The problem: Using the listing below, report all lines holding the word "with".

Start Supplied data

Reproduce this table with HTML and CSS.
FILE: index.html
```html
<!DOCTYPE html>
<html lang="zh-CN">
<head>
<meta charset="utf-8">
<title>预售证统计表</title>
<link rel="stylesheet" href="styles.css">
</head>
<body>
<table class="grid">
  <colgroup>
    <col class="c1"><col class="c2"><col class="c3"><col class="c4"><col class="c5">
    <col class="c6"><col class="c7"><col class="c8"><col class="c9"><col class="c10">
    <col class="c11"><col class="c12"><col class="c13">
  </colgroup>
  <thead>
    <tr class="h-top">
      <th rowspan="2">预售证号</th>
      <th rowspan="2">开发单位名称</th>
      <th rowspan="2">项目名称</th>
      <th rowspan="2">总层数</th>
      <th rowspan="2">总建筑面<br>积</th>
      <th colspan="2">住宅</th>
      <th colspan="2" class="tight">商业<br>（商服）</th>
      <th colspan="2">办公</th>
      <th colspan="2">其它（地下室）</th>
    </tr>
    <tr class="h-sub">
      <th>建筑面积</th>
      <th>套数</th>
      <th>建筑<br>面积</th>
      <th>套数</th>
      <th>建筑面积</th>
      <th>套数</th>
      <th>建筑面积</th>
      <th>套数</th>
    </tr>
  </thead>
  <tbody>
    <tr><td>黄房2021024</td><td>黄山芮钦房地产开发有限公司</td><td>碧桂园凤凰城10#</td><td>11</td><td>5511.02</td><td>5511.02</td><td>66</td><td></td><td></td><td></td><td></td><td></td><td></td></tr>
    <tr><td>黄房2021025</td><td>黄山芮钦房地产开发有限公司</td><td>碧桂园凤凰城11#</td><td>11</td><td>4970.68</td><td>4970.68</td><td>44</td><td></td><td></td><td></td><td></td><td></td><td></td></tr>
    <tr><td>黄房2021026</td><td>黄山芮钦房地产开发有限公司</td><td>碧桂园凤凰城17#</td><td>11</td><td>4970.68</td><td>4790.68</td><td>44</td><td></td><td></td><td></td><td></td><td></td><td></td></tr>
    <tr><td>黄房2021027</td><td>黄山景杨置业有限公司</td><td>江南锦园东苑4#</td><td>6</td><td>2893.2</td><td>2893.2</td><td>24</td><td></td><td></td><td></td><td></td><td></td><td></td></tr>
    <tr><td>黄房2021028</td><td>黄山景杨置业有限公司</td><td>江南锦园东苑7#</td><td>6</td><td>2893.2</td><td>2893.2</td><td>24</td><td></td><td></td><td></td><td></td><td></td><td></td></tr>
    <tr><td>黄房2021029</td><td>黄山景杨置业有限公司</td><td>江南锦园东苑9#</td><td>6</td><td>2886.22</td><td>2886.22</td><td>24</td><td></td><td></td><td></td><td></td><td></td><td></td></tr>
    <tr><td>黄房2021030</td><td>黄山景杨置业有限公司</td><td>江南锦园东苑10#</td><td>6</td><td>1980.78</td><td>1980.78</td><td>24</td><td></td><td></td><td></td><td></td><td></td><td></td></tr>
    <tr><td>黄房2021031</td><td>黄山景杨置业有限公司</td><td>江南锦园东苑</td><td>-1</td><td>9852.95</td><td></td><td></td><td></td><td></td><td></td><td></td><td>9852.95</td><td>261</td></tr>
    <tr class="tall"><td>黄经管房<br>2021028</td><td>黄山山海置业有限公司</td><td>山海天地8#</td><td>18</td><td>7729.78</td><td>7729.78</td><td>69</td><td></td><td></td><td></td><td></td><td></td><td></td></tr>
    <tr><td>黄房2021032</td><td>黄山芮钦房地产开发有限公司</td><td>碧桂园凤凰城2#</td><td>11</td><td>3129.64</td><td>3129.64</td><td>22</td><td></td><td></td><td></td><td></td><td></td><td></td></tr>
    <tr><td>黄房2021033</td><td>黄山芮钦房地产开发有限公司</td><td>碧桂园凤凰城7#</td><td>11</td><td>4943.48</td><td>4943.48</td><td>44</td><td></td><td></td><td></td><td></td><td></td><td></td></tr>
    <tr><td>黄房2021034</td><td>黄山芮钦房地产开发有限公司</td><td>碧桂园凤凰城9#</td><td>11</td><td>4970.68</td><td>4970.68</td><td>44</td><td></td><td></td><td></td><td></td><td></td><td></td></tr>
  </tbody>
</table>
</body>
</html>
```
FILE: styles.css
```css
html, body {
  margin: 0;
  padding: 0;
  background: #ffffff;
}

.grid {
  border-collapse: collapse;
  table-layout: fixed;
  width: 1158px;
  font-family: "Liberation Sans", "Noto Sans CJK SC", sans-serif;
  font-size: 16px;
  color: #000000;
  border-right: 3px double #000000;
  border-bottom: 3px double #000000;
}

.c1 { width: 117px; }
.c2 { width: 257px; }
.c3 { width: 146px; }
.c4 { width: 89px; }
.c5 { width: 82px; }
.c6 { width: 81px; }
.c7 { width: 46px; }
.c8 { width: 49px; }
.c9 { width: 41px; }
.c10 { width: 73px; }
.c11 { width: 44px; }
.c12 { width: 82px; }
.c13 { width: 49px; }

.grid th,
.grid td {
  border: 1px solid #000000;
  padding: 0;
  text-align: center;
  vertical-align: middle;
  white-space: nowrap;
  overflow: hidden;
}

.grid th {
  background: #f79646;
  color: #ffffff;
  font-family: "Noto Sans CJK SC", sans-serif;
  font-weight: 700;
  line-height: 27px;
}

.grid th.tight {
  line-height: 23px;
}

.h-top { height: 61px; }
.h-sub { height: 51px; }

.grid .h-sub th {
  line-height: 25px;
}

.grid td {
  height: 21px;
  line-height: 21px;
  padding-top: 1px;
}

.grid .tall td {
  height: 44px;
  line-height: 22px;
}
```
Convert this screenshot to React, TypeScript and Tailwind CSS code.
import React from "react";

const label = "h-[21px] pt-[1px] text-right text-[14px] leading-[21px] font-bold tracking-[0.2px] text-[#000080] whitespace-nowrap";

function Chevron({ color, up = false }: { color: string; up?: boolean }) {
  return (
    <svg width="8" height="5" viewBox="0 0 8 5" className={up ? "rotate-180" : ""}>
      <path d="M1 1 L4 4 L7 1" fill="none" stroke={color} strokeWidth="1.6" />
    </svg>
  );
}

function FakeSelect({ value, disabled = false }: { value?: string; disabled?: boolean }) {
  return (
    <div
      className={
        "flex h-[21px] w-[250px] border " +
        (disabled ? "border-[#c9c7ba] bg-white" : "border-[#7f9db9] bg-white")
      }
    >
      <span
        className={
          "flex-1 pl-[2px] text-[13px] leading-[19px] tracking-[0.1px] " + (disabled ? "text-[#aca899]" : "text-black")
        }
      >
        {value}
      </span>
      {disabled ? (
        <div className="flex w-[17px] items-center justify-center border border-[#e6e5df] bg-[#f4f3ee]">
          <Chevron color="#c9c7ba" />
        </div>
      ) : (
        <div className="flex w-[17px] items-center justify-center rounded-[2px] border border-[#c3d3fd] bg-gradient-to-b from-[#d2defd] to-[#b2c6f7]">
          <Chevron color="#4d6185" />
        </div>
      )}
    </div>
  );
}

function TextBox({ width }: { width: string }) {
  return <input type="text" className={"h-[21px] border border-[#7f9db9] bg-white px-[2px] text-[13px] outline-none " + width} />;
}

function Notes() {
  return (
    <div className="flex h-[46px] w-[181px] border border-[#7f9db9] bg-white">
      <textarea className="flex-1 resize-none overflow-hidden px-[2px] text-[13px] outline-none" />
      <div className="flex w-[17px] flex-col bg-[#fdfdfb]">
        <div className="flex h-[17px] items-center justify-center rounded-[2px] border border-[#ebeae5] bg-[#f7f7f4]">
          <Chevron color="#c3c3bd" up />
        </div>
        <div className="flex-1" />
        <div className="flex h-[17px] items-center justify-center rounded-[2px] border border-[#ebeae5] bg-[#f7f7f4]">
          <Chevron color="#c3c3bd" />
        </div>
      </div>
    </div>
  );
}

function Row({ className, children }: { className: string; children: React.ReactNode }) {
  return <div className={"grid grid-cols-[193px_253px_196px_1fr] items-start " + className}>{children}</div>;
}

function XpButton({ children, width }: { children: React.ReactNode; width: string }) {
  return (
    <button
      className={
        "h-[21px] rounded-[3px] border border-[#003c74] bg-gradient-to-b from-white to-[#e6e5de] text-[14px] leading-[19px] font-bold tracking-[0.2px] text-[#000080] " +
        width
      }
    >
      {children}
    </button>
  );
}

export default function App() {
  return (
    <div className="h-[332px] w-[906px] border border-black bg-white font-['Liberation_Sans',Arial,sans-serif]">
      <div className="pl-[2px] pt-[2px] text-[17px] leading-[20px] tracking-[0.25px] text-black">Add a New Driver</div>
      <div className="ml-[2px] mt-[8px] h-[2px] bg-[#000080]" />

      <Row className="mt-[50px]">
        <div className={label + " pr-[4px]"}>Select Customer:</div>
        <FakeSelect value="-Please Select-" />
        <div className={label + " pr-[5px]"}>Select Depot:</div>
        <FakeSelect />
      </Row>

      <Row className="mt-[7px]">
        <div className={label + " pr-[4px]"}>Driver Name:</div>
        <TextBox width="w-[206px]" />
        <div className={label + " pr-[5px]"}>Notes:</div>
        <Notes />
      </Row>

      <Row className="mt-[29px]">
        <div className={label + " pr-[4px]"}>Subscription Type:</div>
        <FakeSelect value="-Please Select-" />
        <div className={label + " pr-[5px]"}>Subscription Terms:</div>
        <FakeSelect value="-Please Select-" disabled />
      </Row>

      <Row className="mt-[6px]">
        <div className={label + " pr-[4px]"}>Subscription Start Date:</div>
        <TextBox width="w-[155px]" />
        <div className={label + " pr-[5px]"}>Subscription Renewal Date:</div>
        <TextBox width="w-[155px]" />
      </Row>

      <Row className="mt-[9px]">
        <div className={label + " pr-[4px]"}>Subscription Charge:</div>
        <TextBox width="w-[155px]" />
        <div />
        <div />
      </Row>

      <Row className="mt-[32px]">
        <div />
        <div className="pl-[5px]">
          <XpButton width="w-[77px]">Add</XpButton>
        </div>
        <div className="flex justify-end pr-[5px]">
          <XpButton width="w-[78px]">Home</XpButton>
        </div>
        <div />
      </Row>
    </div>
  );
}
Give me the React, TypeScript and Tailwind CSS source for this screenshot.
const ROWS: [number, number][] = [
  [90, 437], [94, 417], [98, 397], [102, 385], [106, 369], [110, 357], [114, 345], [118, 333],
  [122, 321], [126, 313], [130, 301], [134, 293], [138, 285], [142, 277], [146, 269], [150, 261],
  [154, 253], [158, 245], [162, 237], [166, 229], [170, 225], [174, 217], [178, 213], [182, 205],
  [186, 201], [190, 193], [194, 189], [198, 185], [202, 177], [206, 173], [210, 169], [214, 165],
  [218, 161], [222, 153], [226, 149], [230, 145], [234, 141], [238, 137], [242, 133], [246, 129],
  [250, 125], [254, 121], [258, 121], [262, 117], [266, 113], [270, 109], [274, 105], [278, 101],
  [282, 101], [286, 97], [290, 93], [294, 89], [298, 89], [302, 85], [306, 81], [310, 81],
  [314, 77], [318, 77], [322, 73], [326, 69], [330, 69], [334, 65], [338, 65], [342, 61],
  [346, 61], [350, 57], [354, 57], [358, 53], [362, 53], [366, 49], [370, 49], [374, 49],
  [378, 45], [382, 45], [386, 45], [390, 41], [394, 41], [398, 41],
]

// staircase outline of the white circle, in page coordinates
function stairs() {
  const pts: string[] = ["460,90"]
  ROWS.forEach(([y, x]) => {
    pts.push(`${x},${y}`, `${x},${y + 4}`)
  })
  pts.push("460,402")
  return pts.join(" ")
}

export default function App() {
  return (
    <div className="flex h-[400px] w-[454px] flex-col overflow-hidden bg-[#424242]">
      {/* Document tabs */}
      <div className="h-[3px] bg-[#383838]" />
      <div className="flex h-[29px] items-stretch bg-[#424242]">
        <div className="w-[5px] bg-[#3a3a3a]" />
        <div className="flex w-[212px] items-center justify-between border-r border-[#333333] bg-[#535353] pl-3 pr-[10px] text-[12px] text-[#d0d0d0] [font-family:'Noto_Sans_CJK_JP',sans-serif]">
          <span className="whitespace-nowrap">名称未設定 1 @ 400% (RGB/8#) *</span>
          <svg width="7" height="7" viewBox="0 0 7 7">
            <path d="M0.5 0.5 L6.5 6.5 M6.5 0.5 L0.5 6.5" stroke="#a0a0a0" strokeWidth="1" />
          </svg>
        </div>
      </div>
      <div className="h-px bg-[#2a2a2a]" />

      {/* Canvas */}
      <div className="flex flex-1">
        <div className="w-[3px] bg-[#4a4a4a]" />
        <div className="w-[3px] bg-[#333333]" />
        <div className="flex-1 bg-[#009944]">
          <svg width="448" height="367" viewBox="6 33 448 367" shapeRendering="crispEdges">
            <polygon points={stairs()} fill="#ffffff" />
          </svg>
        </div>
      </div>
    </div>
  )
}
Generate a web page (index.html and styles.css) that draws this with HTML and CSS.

End Supplied data

Task answer:
Reproduce this table with HTML and CSS.
Generate a web page (index.html and styles.css) that draws this with HTML and CSS.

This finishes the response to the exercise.